Principalmente desde 1948, que estes direitos têm estado na base dos movimentos de direitos civis por todo o Mundo, foram indispensáveis para a emancipação dos países colonizados e permitiram a aquisição de direitos por parte de minorias até então oprimidas. No fundo, têm sido os alicerces na construção de um Mundo melhor e mais igualitário.
Mas é com preocupação que vejo o que está a acontecer nos últimos anos nos países ocidentais “desenvolvidos”. A liberdade de pensamento e de expressão estão a dar lugar a uma cultura de censura, à chamada cultura de “cancelamento” público de pessoas que pensem e/ou se expressem de uma forma que “ofenda” outras pessoas. Ou seja, o direito a não ser ofendido está a sobrepor-se aos direitos de pensamento e de expressão.
Começa a ser cada vez mais frequente a prática de censura de livros e de filmes e de conferências e de comediantes pela razão de não gostarmos do que lá é dito. Começa a ser a norma defender que há certas ideias que não podem ser expressas, ou que há certas pessoas que não podem ter o direito a falar. Começa a ser aceitável reescrever a História para que os jovens não se ofendam com o passado. Começa a ser defendido que os governos policiem os pensamentos e as palavras dos cidadãos.

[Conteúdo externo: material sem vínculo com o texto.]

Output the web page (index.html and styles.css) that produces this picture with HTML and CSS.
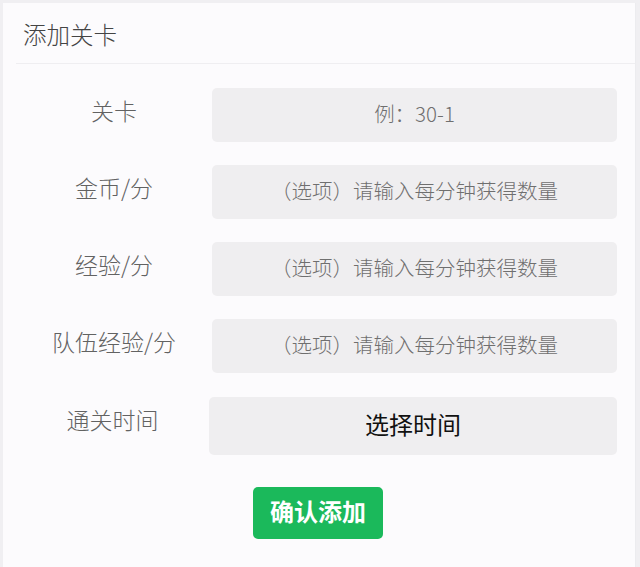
FILE: index.html
```html
<!DOCTYPE html>
<html lang="zh-CN">
<head>
<meta charset="utf-8">
<title>添加关卡</title>
<link rel="stylesheet" href="styles.css">
</head>
<body>
<div class="card">
  <div class="card-header">添加关卡</div>
  <form class="form">
    <div class="row">
      <label class="label">关卡</label>
      <input class="field" type="text" placeholder="例：30-1">
    </div>
    <div class="row">
      <label class="label">金币/分</label>
      <input class="field" type="text" placeholder="（选项）请输入每分钟获得数量">
    </div>
    <div class="row">
      <label class="label">经验/分</label>
      <input class="field" type="text" placeholder="（选项）请输入每分钟获得数量">
    </div>
    <div class="row">
      <label class="label">队伍经验/分</label>
      <input class="field" type="text" placeholder="（选项）请输入每分钟获得数量">
    </div>
    <div class="row row-time">
      <label class="label">通关时间</label>
      <div class="picker">选择时间</div>
    </div>
    <div class="actions">
      <button class="submit" type="button">确认添加</button>
    </div>
  </form>
</div>
</body>
</html>
```

FILE: styles.css
```css
html, body {
  margin: 0;
  padding: 0;
  height: 100%;
}

body {
  background: #f0eff2;
  font-family: "Noto Sans CJK SC", "Noto Sans", "Liberation Sans", sans-serif;
  font-weight: 300;
  overflow: hidden;
}

.card {
  margin: 3px 4px 0 3px;
  background: #fcfbfd;
  border-right: 1px solid #ececef;
  height: calc(100% - 3px);
  box-sizing: border-box;
}

.card-header {
  margin-left: 13px;
  padding: 4px 0 0 7px;
  line-height: 55px;
  font-size: 23.5px;
  color: #444;
  border-bottom: 1px solid #efeef1;
  box-sizing: border-box;
  height: 61px;
}

.form {
  display: flex;
  flex-direction: column;
  gap: 23px;
  padding: 24px 18px 0 13px;
}

.row {
  display: flex;
  align-items: center;
  height: 54px;
}

.label {
  width: 196px;
  flex: none;
  text-align: center;
  font-size: 23px;
  line-height: 30px;
  color: #626262;
  padding-bottom: 11px;
}

.field {
  flex: 1;
  min-width: 0;
  height: 54px;
  box-sizing: border-box;
  border: none;
  border-radius: 5px;
  background: #efeef0;
  font-family: inherit;
  font-weight: 300;
  font-size: 20.5px;
  color: #333;
  text-align: center;
  outline: none;
  padding: 0 10px 5px;
}

.field::placeholder {
  color: #6f6f6f;
  opacity: 1;
}

.row-time {
  height: 58px;
  margin-top: 1px;
}

.row-time .label {
  width: 193px;
  padding-bottom: 14px;
}

.picker {
  flex: 1;
  height: 58px;
  line-height: 54px;
  border-radius: 5px;
  background: #efeef0;
  text-align: center;
  font-size: 24px;
  font-weight: 400;
  color: #111;
}

.actions {
  display: flex;
  justify-content: flex-start;
  padding-left: 237px;
  margin-top: 9px;
}

.submit {
  width: 130px;
  height: 52px;
  border: none;
  border-radius: 5px;
  background: #1bb95b;
  color: #fff;
  font-family: inherit;
  font-size: 24px;
  font-weight: bold;
  padding: 0 0 5px;
}
```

E não, não estou a falar do que se passa nas ditaduras. Estou a falar do que está a acontecer nas democracias ocidentais, onde Portugal se inclui.

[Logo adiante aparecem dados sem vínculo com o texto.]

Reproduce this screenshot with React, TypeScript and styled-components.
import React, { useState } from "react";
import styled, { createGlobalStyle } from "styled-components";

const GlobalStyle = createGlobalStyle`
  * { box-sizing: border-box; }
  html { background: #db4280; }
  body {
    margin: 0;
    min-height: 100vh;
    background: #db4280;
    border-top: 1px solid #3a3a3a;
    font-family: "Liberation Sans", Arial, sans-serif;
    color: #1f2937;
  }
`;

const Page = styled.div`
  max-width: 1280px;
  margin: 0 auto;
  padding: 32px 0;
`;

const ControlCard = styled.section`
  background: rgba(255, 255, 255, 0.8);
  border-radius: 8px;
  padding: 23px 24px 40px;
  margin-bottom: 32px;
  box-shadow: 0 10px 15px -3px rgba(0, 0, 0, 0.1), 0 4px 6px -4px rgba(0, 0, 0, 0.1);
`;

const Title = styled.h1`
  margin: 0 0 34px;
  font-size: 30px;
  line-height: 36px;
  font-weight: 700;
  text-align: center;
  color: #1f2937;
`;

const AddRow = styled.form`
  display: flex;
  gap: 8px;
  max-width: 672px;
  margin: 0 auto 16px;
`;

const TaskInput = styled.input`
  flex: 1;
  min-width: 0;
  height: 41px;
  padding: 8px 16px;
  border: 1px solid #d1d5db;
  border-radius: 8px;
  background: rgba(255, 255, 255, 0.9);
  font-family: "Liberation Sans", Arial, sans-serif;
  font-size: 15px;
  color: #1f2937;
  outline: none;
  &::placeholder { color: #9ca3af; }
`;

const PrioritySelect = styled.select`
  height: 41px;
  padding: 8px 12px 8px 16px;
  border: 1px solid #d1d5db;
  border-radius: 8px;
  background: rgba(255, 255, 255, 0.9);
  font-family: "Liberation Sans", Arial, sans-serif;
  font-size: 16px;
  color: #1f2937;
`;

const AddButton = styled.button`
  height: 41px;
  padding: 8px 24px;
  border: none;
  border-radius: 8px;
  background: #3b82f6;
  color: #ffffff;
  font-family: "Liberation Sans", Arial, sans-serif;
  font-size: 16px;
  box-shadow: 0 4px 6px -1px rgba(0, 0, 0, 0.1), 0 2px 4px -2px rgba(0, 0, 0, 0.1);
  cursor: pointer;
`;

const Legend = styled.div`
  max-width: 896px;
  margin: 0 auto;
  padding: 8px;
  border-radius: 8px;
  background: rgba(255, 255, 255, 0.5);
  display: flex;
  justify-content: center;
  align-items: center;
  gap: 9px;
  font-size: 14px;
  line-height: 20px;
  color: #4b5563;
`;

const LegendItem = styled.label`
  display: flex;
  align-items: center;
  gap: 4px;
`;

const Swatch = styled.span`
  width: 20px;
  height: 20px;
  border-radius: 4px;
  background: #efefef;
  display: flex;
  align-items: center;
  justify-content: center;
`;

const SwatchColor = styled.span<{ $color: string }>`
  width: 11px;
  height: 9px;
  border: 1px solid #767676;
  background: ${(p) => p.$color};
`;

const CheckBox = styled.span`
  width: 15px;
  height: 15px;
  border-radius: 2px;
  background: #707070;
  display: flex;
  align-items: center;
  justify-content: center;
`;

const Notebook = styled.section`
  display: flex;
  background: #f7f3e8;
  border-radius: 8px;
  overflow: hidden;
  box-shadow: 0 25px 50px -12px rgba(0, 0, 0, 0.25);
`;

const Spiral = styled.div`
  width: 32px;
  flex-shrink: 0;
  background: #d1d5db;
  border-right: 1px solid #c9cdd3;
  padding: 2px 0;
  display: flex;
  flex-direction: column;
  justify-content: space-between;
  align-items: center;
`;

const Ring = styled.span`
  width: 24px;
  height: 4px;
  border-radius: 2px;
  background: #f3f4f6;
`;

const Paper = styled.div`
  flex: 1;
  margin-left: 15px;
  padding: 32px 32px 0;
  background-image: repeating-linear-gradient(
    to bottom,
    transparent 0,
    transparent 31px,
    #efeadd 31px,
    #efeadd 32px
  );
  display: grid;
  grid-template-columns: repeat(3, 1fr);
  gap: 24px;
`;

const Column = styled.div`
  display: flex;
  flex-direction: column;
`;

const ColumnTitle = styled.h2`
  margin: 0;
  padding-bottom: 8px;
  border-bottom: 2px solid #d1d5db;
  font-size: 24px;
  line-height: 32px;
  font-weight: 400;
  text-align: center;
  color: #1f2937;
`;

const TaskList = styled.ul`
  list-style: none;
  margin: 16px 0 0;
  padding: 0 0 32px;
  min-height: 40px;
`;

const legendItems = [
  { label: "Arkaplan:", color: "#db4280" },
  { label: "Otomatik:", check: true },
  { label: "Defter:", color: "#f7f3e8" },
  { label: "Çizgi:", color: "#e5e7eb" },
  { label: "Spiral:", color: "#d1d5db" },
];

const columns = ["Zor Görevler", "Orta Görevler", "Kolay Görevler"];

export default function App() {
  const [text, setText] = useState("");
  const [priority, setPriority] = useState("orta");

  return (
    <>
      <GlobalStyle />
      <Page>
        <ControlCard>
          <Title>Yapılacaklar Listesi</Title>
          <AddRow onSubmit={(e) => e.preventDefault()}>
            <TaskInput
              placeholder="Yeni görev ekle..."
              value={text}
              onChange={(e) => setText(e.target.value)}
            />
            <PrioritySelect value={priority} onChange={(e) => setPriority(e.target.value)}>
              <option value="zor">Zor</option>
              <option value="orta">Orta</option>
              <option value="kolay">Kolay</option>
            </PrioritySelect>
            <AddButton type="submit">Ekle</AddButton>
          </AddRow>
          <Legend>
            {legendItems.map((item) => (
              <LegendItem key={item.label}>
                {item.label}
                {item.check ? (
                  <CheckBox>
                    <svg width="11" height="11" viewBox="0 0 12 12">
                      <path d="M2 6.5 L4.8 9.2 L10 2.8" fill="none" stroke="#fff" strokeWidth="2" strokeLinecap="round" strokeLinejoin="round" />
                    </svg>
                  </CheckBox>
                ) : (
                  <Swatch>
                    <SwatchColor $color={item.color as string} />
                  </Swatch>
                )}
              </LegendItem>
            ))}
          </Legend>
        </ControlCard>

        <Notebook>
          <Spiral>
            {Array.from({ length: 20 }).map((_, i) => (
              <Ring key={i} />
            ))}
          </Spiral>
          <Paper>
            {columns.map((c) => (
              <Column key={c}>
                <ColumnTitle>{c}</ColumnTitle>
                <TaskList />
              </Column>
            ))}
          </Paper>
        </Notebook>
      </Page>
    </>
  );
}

E, na minha opinião, o que torna esta situação mais preocupante, é que quem vejo mais ativo nesta censura e lógica de “cancelamento” das opiniões divergentes são precisamente as minorias e os grupos com menos poder na sociedade. Os mesmos que durante séculos lutaram para ter o direito de dizerem o que desejassem, para ter o direito de pensar como quisessem e para ter o direito de serem o que fossem.
Então, mas qual é o especial problema de serem estes grupos a defender a censura e a limitação de direitos de pensamento e de expressão?

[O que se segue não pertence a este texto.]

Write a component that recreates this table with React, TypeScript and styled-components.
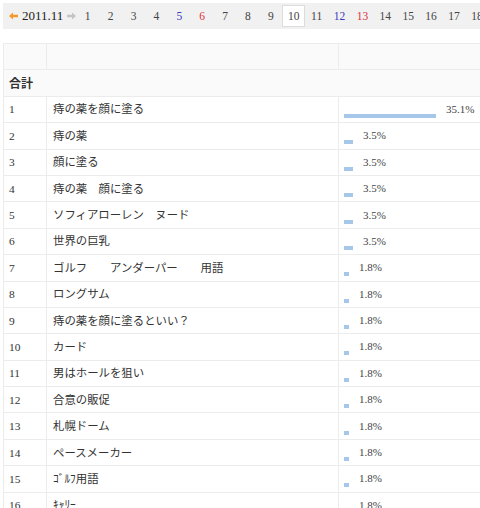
import React from "react";
import styled, { createGlobalStyle } from "styled-components";

const Global = createGlobalStyle`
  html, body { margin: 0; padding: 0; background: #fff; }
  body {
    padding: 3px;
    overflow: hidden;
    font-family: "Liberation Serif", "Noto Sans CJK JP", serif;
    color: #333;
  }
`;

const Page = styled.div`
  width: 700px;
`;

const DateBar = styled.div`
  display: flex;
  align-items: center;
  height: 26px;
  background: #f1f1f1;
  padding-left: 5px;
  white-space: nowrap;
`;

const Arrow = styled.span`
  display: inline-flex;
  align-items: center;
  justify-content: center;
  width: 10px;
  height: 10px;
`;

const Month = styled.span`
  font-size: 13px;
  color: #222;
  margin: 0 3px 0 4px;
`;

const Day = styled.span<{ $tone?: "sat" | "sun"; $active?: boolean }>`
  display: inline-flex;
  align-items: center;
  justify-content: center;
  width: 22.9px;
  height: 22px;
  box-sizing: border-box;
  font-size: 11.5px;
  color: ${(p) => (p.$tone === "sat" ? "#3a3ac0" : p.$tone === "sun" ? "#e0303a" : "#444")};
  background: ${(p) => (p.$active ? "#fff" : "transparent")};
  border: 1px solid ${(p) => (p.$active ? "#dcdcdc" : "transparent")};
`;

const Table = styled.table`
  margin-top: 14px;
  width: 700px;
  border-collapse: collapse;
  table-layout: fixed;
  font-size: 11.4px;
`;

const Row = styled.tr<{ $head?: boolean }>`
  height: 26.4px;
  background: ${(p) => (p.$head ? "#fafafa" : "#fff")};
`;

const Cell = styled.td<{ $pad?: number }>`
  border: 1px solid #ececec;
  padding: 0 0 0 ${(p) => p.$pad ?? 5}px;
  line-height: 16px;
  vertical-align: middle;
  white-space: nowrap;
  overflow: hidden;
`;

const TotalCell = styled.td`
  border: 1px solid #ececec;
  padding: 0 0 0 5px;
  font-weight: bold;
  font-size: 12px;
  color: #333;
  vertical-align: middle;
`;

const Bar = styled.span`
  display: inline-block;
  height: 4px;
  background: #a7c7ea;
  vertical-align: -5px;
  margin-right: 10px;
`;

const Pct = styled.span`
  font-size: 11px;
  color: #444;
`;

const LeftArrow = () => (
  <svg width="9" height="8" viewBox="0 0 9 8">
    <path d="M0 4 L4 0.5 L4 2.8 L9 2.8 L9 5.2 L4 5.2 L4 7.5 Z" fill="#f39a2c" />
  </svg>
);

const RightArrow = () => (
  <svg width="9" height="8" viewBox="0 0 9 8">
    <path d="M9 4 L5 0.5 L5 2.8 L0 2.8 L0 5.2 L5 5.2 L5 7.5 Z" fill="#c4c4c4" />
  </svg>
);

const rows: [string, number][] = [
  ["痔の薬を顔に塗る", 35.1],
  ["痔の薬", 3.5],
  ["顔に塗る", 3.5],
  ["痔の薬　顔に塗る", 3.5],
  ["ソフィアローレン　ヌード", 3.5],
  ["世界の巨乳", 3.5],
  ["ゴルフ　　アンダーパー　　用語", 1.8],
  ["ロングサム", 1.8],
  ["痔の薬を顔に塗るといい？", 1.8],
  ["カード", 1.8],
  ["男はホールを狙い", 1.8],
  ["合意の販促", 1.8],
  ["札幌ドーム", 1.8],
  ["ペースメーカー", 1.8],
  ["ｺﾞﾙﾌ用語", 1.8],
  ["ｷｬﾘｰ", 1.8],
];

const days = Array.from({ length: 18 }, (_, i) => i + 1);
const tone = (d: number): "sat" | "sun" | undefined =>
  d % 7 === 5 ? "sat" : d % 7 === 6 ? "sun" : undefined;

export default function App() {
  return (
    <Page>
      <Global />
      <DateBar>
        <Arrow><LeftArrow /></Arrow>
        <Month>2011.11</Month>
        <Arrow><RightArrow /></Arrow>
        {days.map((d) => (
          <Day key={d} $tone={tone(d)} $active={d === 10}>
            {d}
          </Day>
        ))}
      </DateBar>
      <Table>
        <colgroup>
          <col style={{ width: 43 }} />
          <col style={{ width: 292 }} />
          <col />
        </colgroup>
        <tbody>
          <Row $head>
            <Cell />
            <Cell />
            <Cell />
          </Row>
          <Row $head>
            <TotalCell colSpan={3}>合計</TotalCell>
          </Row>
          {rows.map(([kw, pct], i) => (
            <Row key={i}>
              <Cell>{i + 1}</Cell>
              <Cell $pad={6}>{kw}</Cell>
              <Cell>
                <Bar style={{ width: Math.round((pct / 35.1) * 92) }} />
                <Pct>{pct.toFixed(1)}%</Pct>
              </Cell>
            </Row>
          ))}
        </tbody>
      </Table>
    </Page>
  );
}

Se conseguirem que esta lógica se generalize, vai tornar-se a norma a censura, vai tornar-se natural mandar calar os outros e castigá-los pelo que pensam e pelo que dizem. Ora, se a sociedade começar a censurar de forma generalizada, quem pensam que serão os primeiros a sofrer com essas limitações de direitos? A maioria que detém o poder, ou as minorias mais frágeis?
É que quando se defende a limitação de direitos, isso é para tudo e todos. Não podemos dizer que só vamos limitar certas palavras, ou certas ideias, ou certas pessoas, ou certos grupos. Não podemos ter a ingenuidade de achar que vamos “limpar” a sociedade apenas das “más” ideias. Quem é que define o que são “más” ideias? Quem é que define o que pode ou não ser dito? Se houver um braço de ferro entre a maioria e as minorias, quem acham que irá ganhar?
As sociedades mudam de forma natural. Mudam com o tempo, mudam com a educação, mudam com a visibilidade dos problemas a resolver, mudam com a discussão de soluções. Não mudam por mandarmos calar os outros. Não mudam por fingirmos que quem discorda de nós não existe. É do confronto de ideias que se entende o outro e é numa conversa aberta que temos a oportunidade de expormos os outros aos nossos valores e de os tentarmos “converter”, a forma mais sólida e duradoura de provocar mudanças sociais e culturais.
O tempo da inquisição foi uma época negra à qual não queremos nunca voltar. As práticas de censura são típicas de regimes autoritários em que não queremos viver. Não podemos, em nome do politicamente correto, ou do direito a não ser ofendido, destruir os mais básicos direitos da civilização moderna.
É que, uma vez perdidas a liberdade de pensamento e a liberdade de expressão, iremos cair de novo na Idade das Trevas.